Moreover, the A303 decision does nothing to solve the knotty problem of visitor-access. A planning application for the new visitor-centre may be expected in the spring and visitor-access to the landscape will need to be an integral part of those proposals. English Heritage now presumably finds itself in an interesting position vis-à-vis the National Trust, its partners in the Stonehenge Project. Will the visitor-access scheme be based on a short tunnel following English Heritage's stated priority concern for the core area of the WHS? Or will it be more sensibly oriented on a long tunnel scheme, favoured by the Trust and the Management Plan, that would allow more flexibility, and better enjoyment of the whole site without further damaging it?

We are reminded that Lottery funding for the visitor-centre will not be forthcoming until the outcome of the A303 Inquiry is known. There can be no certainty that the Government-backed road scheme will be implemented as currently proposed.
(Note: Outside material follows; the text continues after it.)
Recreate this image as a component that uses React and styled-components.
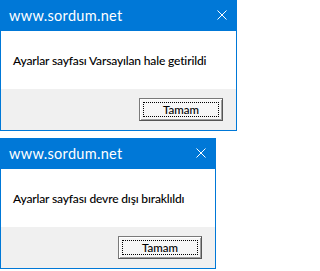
import React from 'react'
import styled, { createGlobalStyle } from 'styled-components'

const GlobalStyle = createGlobalStyle`
  html, body {
    margin: 0;
    padding: 0;
    background: #ffffff;
  }
`

const Page = styled.div`
  display: flex;
  flex-direction: column;
  align-items: flex-start;
  gap: 7px;
`

const Dialog = styled.div`
  width: ${p => p.$width}px;
  box-sizing: border-box;
  border: 1px solid #0078d7;
  border-top: none;
  background: #ffffff;
  font-family: Lato, "Noto Sans", sans-serif;
`

const TitleBar = styled.div`
  height: 31px;
  margin: 0 -1px;
  background: #0078d7;
  display: flex;
  align-items: center;
  justify-content: space-between;
  padding: 0 10px 0 9px;
  color: #ffffff;
  font-size: 14.5px;
  letter-spacing: 0.3px;
`

const CloseIcon = styled.svg`
  width: 10px;
  height: 10px;
  display: block;
  margin-top: -2px;
`

const Body = styled.div`
  height: 58px;
  box-sizing: border-box;
  padding: 22px 0 0 12px;
  font-size: 12px;
  font-weight: 500;
  line-height: 16px;
  letter-spacing: -0.15px;
  color: #000000;
  white-space: nowrap;
`

const Footer = styled.div`
  height: 41px;
  box-sizing: border-box;
  background: #f0f0f0;
  display: flex;
  align-items: center;
  justify-content: flex-end;
  padding-right: 13px;
`

const Button = styled.button`
  width: 84px;
  height: 23px;
  box-sizing: border-box;
  border: 1px solid #7a7a7a;
  border-right-color: #555555;
  border-bottom-color: #555555;
  box-shadow: inset 1px 1px 0 #ffffff, inset -1px -1px 0 #a0a0a0;
  background: #f6f6f6;
  outline: 1px dotted #000000;
  outline-offset: -5px;
  padding: 0;
  font-family: Lato, "Liberation Sans", sans-serif;
  font-size: 11.5px;
  font-weight: 500;
  color: #000000;
`

function MessageBox({ width, message }) {
  return (
    <Dialog $width={width}>
      <TitleBar>
        <span>www.sordum.net</span>
        <CloseIcon viewBox="0 0 10 10">
          <path d="M0.5 0.5 L9.5 9.5 M9.5 0.5 L0.5 9.5" stroke="#ffffff" strokeWidth="1" fill="none" />
        </CloseIcon>
      </TitleBar>
      <Body>{message}</Body>
      <Footer>
        <Button>Tamam</Button>
      </Footer>
    </Dialog>
  )
}

export default function App() {
  return (
    <Page>
      <GlobalStyle />
      <MessageBox width={237} message="Ayarlar sayfası Varsayılan hale getirildi" />
      <MessageBox width={216} message="Ayarlar sayfası devre dışı bıraklıldı" />
    </Page>
  )
}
Why then the hurry to make a visitor-centre planning application? On present form, there could be changes of plan over the next few years.

An interesting paper by Ian Baxter and Christopher Chippindale has appeared recently in Current Archaeology (No. 183, January 2003). They propose a low-cost, no-further-damage 'brownfield option' for improved visitor-facilities in the present location, giving immediate access to what visitors want to see. Their scheme would not, however, rid the landscape of a sea of parked cars; and an accompanying but unlabelled map hints at a tour of the monuments via a circuitous routeway that might in itself provide a new and extensive monument to blight the landscape.

Meanwhile, archaeological and environmental organisations, including Rescue representatives, are considering possible representation of objection at an A303 Inquiry expected towards the end of this year. We will continue to keep members informed.